Gazeteci Sedat Bozkurt, Cumhurbaşkanı Recep Tayyip Erdoğan'ın seçimi kaybetmesi durumunda yapacağı ilk işin CHP lideri Kemal Kılıçdaroğlu'nun mevcut yetkilerle ülkeyi yönetmesinin önüne geçmek olacağı görüşünü dile getirdi.
Kısa Dalga yazarı Sedat Bozkurt, 14 Mayıs'ta düzenlenecek cumhurbaşkanlığı ve milletvekili seçimleri sonrası yaşanabileceğini düşündüğü durumu okurlarıyla paylaştı.
Anket sonuçlarına bakıldığı zaman parlamentoya girme ihtimali yüksek her üç ittifakın da 300 milletvekiline ulaşamayacağının açıkça görüldüğünü dile getiren gazeteci, "Görülen bir başka tabloya göre de ister Cumhur ister Millet İttifakı, herhangi biri Emek ve Özgürlük İttifakı’nı yanına alsa bile anayasa değişikliğini referanduma götürebilecek olan 360 milletvekili sayısına ulaşamıyor. Tablo böyle ortaya çıkarsa seçimler sonrasında oluşacak parlamentonun anayasa değişikliğini, Millet ve Cumhur İttifaklarının bir araya gelmesi dışında gerçekleştirmesi mümkün değil" diye yazdı.
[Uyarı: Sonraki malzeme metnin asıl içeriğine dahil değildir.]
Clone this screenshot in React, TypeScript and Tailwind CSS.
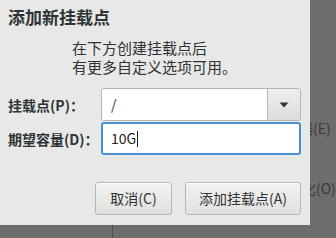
import React from "react";

const font = { fontFamily: '"Noto Sans CJK SC", "Noto Sans", sans-serif' };

function DropArrow() {
  return (
    <svg width="10" height="6" viewBox="0 0 10 6">
      <path d="M0.5 0.5 L9.5 0.5 L5 5.5 Z" fill="#2e3436" />
    </svg>
  );
}

export default function App() {
  return (
    <div className="relative w-[336px] h-[238px] overflow-hidden bg-[#6d6d6d]" style={font}>
      {/* dimmed window behind the dialog */}
      <div className="absolute left-[299px] top-[118px] text-[14px] leading-[20px] text-[#3a3a3a] whitespace-nowrap">
        器(E)
      </div>
      <div className="absolute left-[302px] top-[178px] text-[14px] leading-[20px] text-[#3a3a3a] whitespace-nowrap">
        化(O)
      </div>
      <div className="absolute left-[112px] top-[225px] w-px h-[13px] bg-[#4f4f4f]" />

      {/* dialog */}
      <div className="absolute left-0 top-0 w-[310px] h-[225px] bg-[#e8e8e7] flex flex-col pl-[8px] pr-[9px] pt-[7px] text-[#2e3436]">
        <h2 className="text-[17px] leading-[20px] font-bold">添加新挂载点</h2>

        <div className="ml-[64px] mt-[11px] text-[15px] leading-[19px]">
          <p>在下方创建挂载点后</p>
          <p>有更多自定义选项可用。</p>
        </div>

        <div className="mt-[12px] grid grid-cols-[93px_200px] gap-y-[1px] items-center">
          <label className="text-[14px] font-bold leading-[20px]">挂载点(P)：</label>
          <div className="flex h-[33px] rounded-[3px] border border-[#b6b6b3] overflow-hidden">
            <div className="flex-1 bg-white flex items-center pl-[9px] text-[14px]">/</div>
            <div className="w-[33px] border-l border-[#b6b6b3] bg-gradient-to-b from-[#efefee] to-[#dcdcda] flex items-center justify-center">
              <DropArrow />
            </div>
          </div>

          <label className="text-[14px] font-bold leading-[20px]">期望容量(D)：</label>
          <div className="h-[33px] rounded-[3px] border-2 border-[#4a90d9] bg-white flex items-center pl-[8px] text-[14px] text-[#1d1d1d]">
            <span>10G</span>
            <span className="ml-[1px] w-px h-[16px] bg-[#1d1d1d]" />
          </div>
        </div>

        <div className="mt-[27px] flex justify-end gap-[13px]">
          <button className="w-[77px] h-[33px] rounded-[3px] border border-[#b6b6b3] bg-gradient-to-b from-[#f2f2f1] to-[#e0e0de] text-[14px] text-[#2e3436] shadow-[inset_0_1px_0_#ffffff]">
            取消(C)
          </button>
          <button className="w-[116px] h-[33px] rounded-[3px] border border-[#b6b6b3] bg-gradient-to-b from-[#f2f2f1] to-[#e0e0de] text-[14px] text-[#2e3436] shadow-[inset_0_1px_0_#ffffff]">
            添加挂载点(A)
          </button>
        </div>
      </div>
    </div>
  );
}
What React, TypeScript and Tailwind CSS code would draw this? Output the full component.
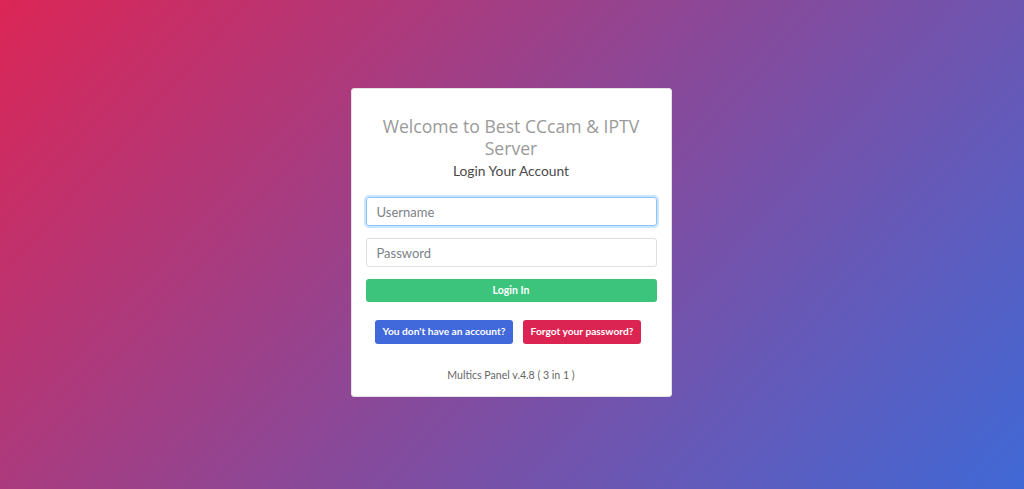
import { useState } from "react";

const App = () => {
  const [username, setUsername] = useState("");
  const [password, setPassword] = useState("");

  return (
    <div className="min-h-screen w-full flex items-center justify-center bg-[linear-gradient(132deg,#dc2656_0%,#8a4898_50%,#4069d6_100%)] font-['Lato',sans-serif]">
      <div className="w-[321px] mr-[2px] mb-[4px] bg-white border border-[#e3e3e3] rounded-[3px] px-[14px] pt-[27px] pb-[13px] flex flex-col">
        <h3 className="text-center font-['Open_Sans',sans-serif] text-[17.6px] leading-[21.5px] text-[#9a9a9a] px-[10px]">
          Welcome to Best CCcam &amp; IPTV Server
        </h3>
        <p className="text-center text-[13.8px] leading-[18px] text-[#4a4a4a] mt-[3px]">
          Login Your Account
        </p>
        <form className="flex flex-col mt-[17px]" onSubmit={(e) => e.preventDefault()}>
          <input
            type="text"
            placeholder="Username"
            value={username}
            onChange={(e) => setUsername(e.target.value)}
            className="h-[29px] w-full rounded-[3px] border border-[#8fc3ff] shadow-[0_0_0_2px_rgba(0,123,255,0.2)] px-[10px] text-[13px] text-[#495057] placeholder:text-[#7b8288] outline-none"
          />
          <input
            type="password"
            placeholder="Password"
            value={password}
            onChange={(e) => setPassword(e.target.value)}
            className="h-[29px] w-full rounded-[3px] border border-[#dcdfe3] px-[10px] text-[13px] text-[#495057] placeholder:text-[#7b8288] outline-none mt-[12px]"
          />
          <button
            type="submit"
            className="h-[23px] w-full rounded-[3px] bg-[#3cc47c] text-white text-[10.5px] font-bold mt-[12px]"
          >
            Login In
          </button>
        </form>
        <div className="flex justify-center gap-[10px] mt-[18px] pr-[6px]">
          <a className="h-[24px] w-[138px] flex items-center justify-center whitespace-nowrap rounded-[3px] bg-[#4169dc] text-white text-[10.2px] font-bold cursor-pointer">
            You don't have an account?
          </a>
          <a className="h-[24px] w-[118px] flex items-center justify-center whitespace-nowrap rounded-[3px] bg-[#dc2453] text-white text-[10.2px] font-bold cursor-pointer">
            Forgot your password?
          </a>
        </div>
        <p className="text-center text-[10.6px] leading-[16px] text-[#666] mt-[23px]">
          Multics Panel v.4.8 ( 3 in 1 )
        </p>
      </div>
    </div>
  );
};

export default App;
Bozkurt, "O zaman şimdi zor bir soru: Bu 2 ittifak bir araya gelir mi? Siyasetin muhtelif pratikleri zor olanın yapılabildiğini gösteriyor. Seçimler sonrasında ülkenin gireceği türbülansın en şiddetli anında buna bakacağız" ifadesini kullandığı yazısına şöyle devam etti:
"Seçimler sonrasında parlamentoda temsil edilen parti sayısı ittifaklar içinde seçildikten sonra partilerine dönmeleri halinde en az 13 olacak gibi görünüyor. Politik türbülans halinde bu partilerin sayısı da sahip olduğu milletvekili sayısı da değişecektir.
'İKİSİ DE KAFALARINDAKİ PLANLARDAN KİMSEYE SÖZ ETMİYOR'
Erdoğan’ın da Kılıçdaroğlu’nun da bu türbülansı gördüğünden eminim. Buna göre bir plan düşündüklerini de tahmin ediyorum. Emin olduğum bir başka şey de kafalarındaki bu planlardan hiç kimseye söz etmedikleri…
Erdoğan’ı hep 7 Haziran -1 Kasım 2015 seçimlerinde, ülkenin terörize olmuş hali ve güvenlik meselesini ön plana çıkararak AKP’nin oyunu yüzde 20 artırması üzerinden konuştuk. Oysa o dönem partisinin genel başkanı ve ülkenin başbakanının bile haberinin olmadığı planını uyguluyordu. Bunun bir ayağı koalisyon hükümetinin kurulmamasıydı. Bunu başardı, koalisyon hükümeti kurdurmadı ve ülkeyi seçime götürdü.
'ERDOĞAN SEÇİMİ KESİN KAZANACAĞINA İNANIYOR, YANINDAKİLER HENÜZ İKNA OLMUŞ DEĞİLLER'
Erdoğan seçimi kesin kazanacağına inanıyor, yanındakiler buna henüz ikna olmuş değiller. Çünkü Erdoğan seçimi nasıl kazanacağını da kimseyle paylaşmıyor. Ama aklının bir kenarında 'ya kaybedersem' seçeneği mutlaka bulunuyordur.
Erdoğan seçimi kaybederse ilk yapacağı iş Kılıçdaroğlu’nun bu yetkilerle ülkeyi yönetmesinin önüne geçmek olacaktır. Bunun ilk adımı olarak da parlamenter sisteme geçiş için anayasa değişiklik teklifini AKP olarak TBMM’ye sunacağını düşünüyorum. Hatta bunun ilk işaretini seçim beyannamesini açıklarken 'restorasyon' olarak da verdi. Bu sistem konusunda pazarlığa açığım demektir.
'TÜRBÜLANSI OLABİLDİĞİNCE KULLANMAYA ÇALIŞACAKTIR'
Erdoğan seçimler sonrasında ortaya çıkacak türbülansı olabildiğince kullanacak ve sürmesine de katkı sağlayacaktır. Millet İttifakı bileşenlerinin hiçbiri TBMM çatısının altında parlamenter sisteme geçişi öneren anayasa değişiklik teklifine hayır diyemez. Haklı olarak 'enkaz devraldık' diye sabır ve zaman isteyecek yürütme organı bir anda bu şiddeti sürekli artan türbülans ile uğraşmaya çalışacak. Bu koşullarda 'her şey iyi olabilecek mi?' göreceğiz."